Like Couch, Twon Mai, a University of Mobile student traveling with the Metro Mobile BCM team, already had a sense of God’s hand on his life. He had been praying about planting a church in New York when this opportunity came along at just the right time. “It’s given me more of a burden for the people here, it’s given me more to pray about and given me more of an emotional investment,” he said.

For many others, like Kasey Barrow, this was their first multicultural missions experience. Barrow, a senior at the University of Montevallo, had never participated in a missions endeavor beyond Vacation Bible School. And while adapting to New York’s culture was frustrating at first, Barrow quickly saw God’s hand at work. “The amount of lost people in New York seems overwhelming, but God reminded me that He is mighty to save and that it is our job to pray, minister, preach and love,” she said.

One of the church planters that Alabama students connected with was Nathan Creitz, who is from Alabama himself. Creitz and his wife Kim moved to New York recently to plant a church in the Forest Park area of Queens. For two back-to-back weeks, a group of Alabama students worked with Creitz, prayer walking the area where the church will be planted and engaging people in conversation.

The help the students provided was a great encouragement to Creitz, because right now they don’t have a core group or a team — it’s just his wife and two toddlers. “To have all these additional hands and feet on the ground serving multiplies what I’m doing incredibly,” he said. “It’s absolutely essential for us to have teams like this to come in and help us along the way.”

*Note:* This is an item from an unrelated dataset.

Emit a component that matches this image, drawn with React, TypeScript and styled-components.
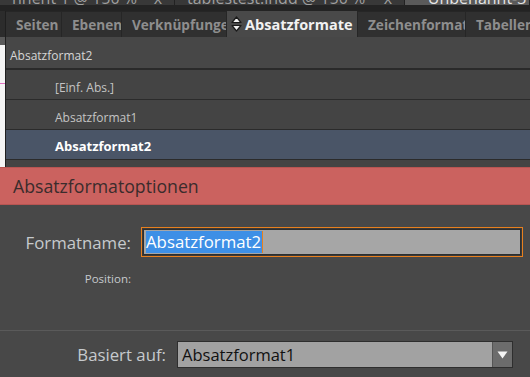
import React from 'react';
import styled, { createGlobalStyle } from 'styled-components';

const GlobalStyle = createGlobalStyle`
  html, body {
    margin: 0;
    padding: 0;
    background: #484848;
  }
  body {
    font-family: "Open Sans", "DejaVu Sans", sans-serif;
  }
`;

const Root = styled.div`
  width: 530px;
  height: 377px;
  overflow: hidden;
  display: flex;
  flex-direction: column;
  background: #484848;
`;

// document tabs strip at the very top, mostly cut off by the window edge
const DocBar = styled.div`
  height: 11px;
  flex: none;
  display: flex;
  flex-direction: column;
  background: #232323;
`;

const DocTabs = styled.div`
  height: 5px;
  display: flex;
  overflow: hidden;
`;

const DocTab = styled.div<{ $w: number; $active?: boolean }>`
  width: ${(p) => p.$w}px;
  flex: none;
  display: flex;
  justify-content: space-between;
  padding: 0 12px 0 ${(p) => (p.$active ? 14 : 12)}px;
  box-sizing: border-box;
  background: ${(p) => (p.$active ? '#5a5a5a' : '#383838')};
  border-right: 1px solid #222;
  color: ${(p) => (p.$active ? '#e6e6e6' : '#a0a0a0')};
  font-size: 16px;
  line-height: 16px;
  white-space: nowrap;
  overflow: hidden;

  span {
    margin-top: -10px;
  }
`;

const Workspace = styled.div`
  height: 156px;
  flex: none;
  display: flex;
`;

const PageEdge = styled.div`
  width: 5px;
  flex: none;
  display: flex;
  flex-direction: column;
  background: #f4f4f4;
  border-right: 1px solid #1f1f1f;
`;

const EdgeBand = styled.div<{ $h: number; $c: string }>`
  height: ${(p) => p.$h}px;
  background: ${(p) => p.$c};
  flex: none;
`;

const Panel = styled.div`
  flex: 1;
  min-width: 0;
  display: flex;
  flex-direction: column;
  background: #464646;
`;

const TabBar = styled.div`
  height: 26px;
  flex: none;
  display: flex;
  align-items: flex-end;
  background: #262626;
  overflow: hidden;
`;

const Tab = styled.div<{ $w: number; $active?: boolean }>`
  width: ${(p) => p.$w}px;
  height: ${(p) => (p.$active ? 26 : 25)}px;
  flex: none;
  box-sizing: border-box;
  display: flex;
  align-items: center;
  gap: 3px;
  padding-left: ${(p) => (p.$active ? 4 : 10)}px;
  margin-right: 1px;
  background: ${(p) => (p.$active ? '#494949' : '#303030')};
  color: ${(p) => (p.$active ? '#f2f2f2' : '#8e8e8e')};
  font-weight: 700;
  font-size: ${(p) => (p.$active ? 14.5 : 13.6)}px;
  white-space: nowrap;
  overflow: hidden;
`;

const PanelHeader = styled.div`
  height: 33px;
  flex: none;
  display: flex;
  align-items: center;
  padding: 6px 0 0 4px;
  box-sizing: border-box;
  border-bottom: 2px solid #2a2a2a;
  color: #d6d6d6;
  font-size: 12px;
  background: #474747;
`;

const StyleRow = styled.div<{ $selected?: boolean }>`
  height: 30px;
  flex: none;
  box-sizing: border-box;
  display: flex;
  align-items: center;
  padding: ${(p) => (p.$selected ? 3 : 6)}px 0 0 49px;
  border-bottom: 1px solid #2b2b2b;
  background: ${(p) => (p.$selected ? '#4a5567' : '#444444')};
  color: ${(p) => (p.$selected ? '#ffffff' : '#c4c4c4')};
  font-weight: ${(p) => (p.$selected ? 700 : 400)};
  font-size: ${(p) => (p.$selected ? 13 : 12)}px;
`;

const Banner = styled.div`
  height: 38px;
  flex: none;
  box-sizing: border-box;
  display: flex;
  align-items: center;
  padding-left: 13px;
  background: #cb625f;
  border-top: 1px solid #b85552;
  border-bottom: 1px solid #b85552;
  color: #3a2c2c;
  font-size: 17.7px;
`;

const Dialog = styled.div`
  flex: 1;
  display: flex;
  flex-direction: column;
  background: #484848;
`;

const Section = styled.div`
  height: 126px;
  flex: none;
  box-sizing: border-box;
  padding-top: 22px;
  border-bottom: 1px solid #5a5a5a;
`;

const FieldRow = styled.div`
  display: flex;
  align-items: center;
`;

const Label = styled.div<{ $w: number; $size: number }>`
  width: ${(p) => p.$w}px;
  flex: none;
  text-align: right;
  color: #c6cacd;
  font-size: ${(p) => p.$size}px;
  padding-right: ${(p) => (p.$size > 12 ? 10 : 0)}px;
  box-sizing: border-box;
`;

const NameInput = styled.div`
  width: 382px;
  height: 30px;
  flex: none;
  box-sizing: border-box;
  border: 1px solid #e8801e;
  padding: 1px;
  background: #3a3a3a;
  display: flex;
`;

const InputInner = styled.div`
  flex: 1;
  display: flex;
  align-items: center;
  padding-left: 2px;
  background: #a6a6a6;
  border: 1px solid #2e2e2e;
`;

const Selection = styled.span`
  background: #3d8fe6;
  color: #ffffff;
  font-size: 16.8px;
  line-height: 22px;
  padding-right: 1px;
  border-right: 1px solid #e8801e;
`;

const SubRow = styled.div`
  margin-top: 14px;
  display: flex;
`;

const BaseRow = styled.div`
  display: flex;
  align-items: center;
  padding-top: 10px;
`;

const Select = styled.div`
  width: 336px;
  height: 27px;
  flex: none;
  box-sizing: border-box;
  display: flex;
  border: 1px solid #2e2e2e;
  background: #a2a2a2;
  margin-left: 1px;
`;

const SelectText = styled.div`
  flex: 1;
  display: flex;
  align-items: center;
  padding-left: 4px;
  color: #111;
  font-size: 16.5px;
`;

const SelectArrow = styled.div`
  width: 19px;
  flex: none;
  display: flex;
  align-items: center;
  justify-content: center;
  background: #6c6c6c;
  border-left: 1px solid #555;
`;

const SortIcon = () => (
  <svg width="11" height="16" viewBox="0 0 11 16">
    <path d="M5.5 1 L10 6.5 L1 6.5 Z" fill="#f2f2f2" stroke="#1a1a1a" strokeWidth="1.2" strokeLinejoin="round" />
    <path d="M5.5 15 L10 9.5 L1 9.5 Z" fill="#f2f2f2" stroke="#1a1a1a" strokeWidth="1.2" strokeLinejoin="round" />
  </svg>
);

const ArrowDown = () => (
  <svg width="11" height="8" viewBox="0 0 11 8">
    <path d="M0.5 0.5 L10.5 0.5 L5.5 7.5 Z" fill="#f4f4f4" />
  </svg>
);

const App: React.FC = () => {
  return (
    <Root>
      <GlobalStyle />
      <DocBar>
        <DocTabs>
          <DocTab $w={175}>
            <span>nnent 1 @ 150 %</span>
            <span>x</span>
          </DocTab>
          <DocTab $w={230}>
            <span>tablestest.indd @ 150 %</span>
            <span>x</span>
          </DocTab>
          <DocTab $w={125} $active>
            <span>*Unbenannt-3</span>
          </DocTab>
        </DocTabs>
      </DocBar>

      <Workspace>
        <PageEdge>
          <EdgeBand $h={26} $c="#2c2c2c" />
          <EdgeBand $h={8} $c="#5a5a5a" />
          <EdgeBand $h={38} $c="#f4f4f4" />
          <EdgeBand $h={1} $c="#e070c0" />
        </PageEdge>
        <Panel>
          <TabBar>
            <Tab $w={55}>Seiten</Tab>
            <Tab $w={59}>Ebenen</Tab>
            <Tab $w={104}>Verknüpfungen</Tab>
            <Tab $w={130} $active>
              <SortIcon />
              Absatzformate
            </Tab>
            <Tab $w={107}>Zeichenformate</Tab>
            <Tab $w={80}>Tabellenformate</Tab>
          </TabBar>
          <PanelHeader>Absatzformat2</PanelHeader>
          <StyleRow>[Einf. Abs.]</StyleRow>
          <StyleRow>Absatzformat1</StyleRow>
          <StyleRow $selected>Absatzformat2</StyleRow>
          <StyleRow />
        </Panel>
      </Workspace>

      <Banner>Absatzformatoptionen</Banner>

      <Dialog>
        <Section>
          <FieldRow>
            <Label $w={141} $size={16.8}>Formatname:</Label>
            <NameInput>
              <InputInner>
                <Selection>Absatzformat2</Selection>
              </InputInner>
            </NameInput>
          </FieldRow>
          <SubRow>
            <Label $w={131} $size={11.5}>Position:</Label>
          </SubRow>
        </Section>
        <BaseRow>
          <Label $w={176} $size={16.8}>Basiert auf:</Label>
          <Select>
            <SelectText>Absatzformat1</SelectText>
            <SelectArrow>
              <ArrowDown />
            </SelectArrow>
          </Select>
        </BaseRow>
      </Dialog>
    </Root>
  );
};

export default App;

Ramirez explained that one of the goals of Passport New York is for some of the students who participate to return for a summer, a semester, a year or even a lifetime. But for those who don’t, Jerrod Brown, campus minister at the University of South Alabama, sees a huge benefit for the local church.

“I think the investment that Alabama Baptists make in college students through their Cooperative Program gifts makes an eternal impact,” Brown said. “We’re investing in folks who will be our future church leaders with a missional mindset, who will help mobilize people for missions or who will be missionaries themselves.”

That’s one of the primary purposes of BCM spring break missions trips, explained Chris Mills, associate in the office of collegiate and student ministries at the Alabama Baptist State Board of Missions. “One of the main reasons we have these trips is because when students help meet needs in other places, it opens their eyes to needs in their own communities,” Mills said. “Plus the opportunity to take several groups to New York was ideal because Alabama Baptists have a missions partnership with Baptists in New York.”

As for Couch, she’s ready to go back. “Just walking the streets, I’ve seen where God is at work and the opportunities for me to jump in when I move up here. He’s showing me such big things that I couldn’t have ever imagined,” she said.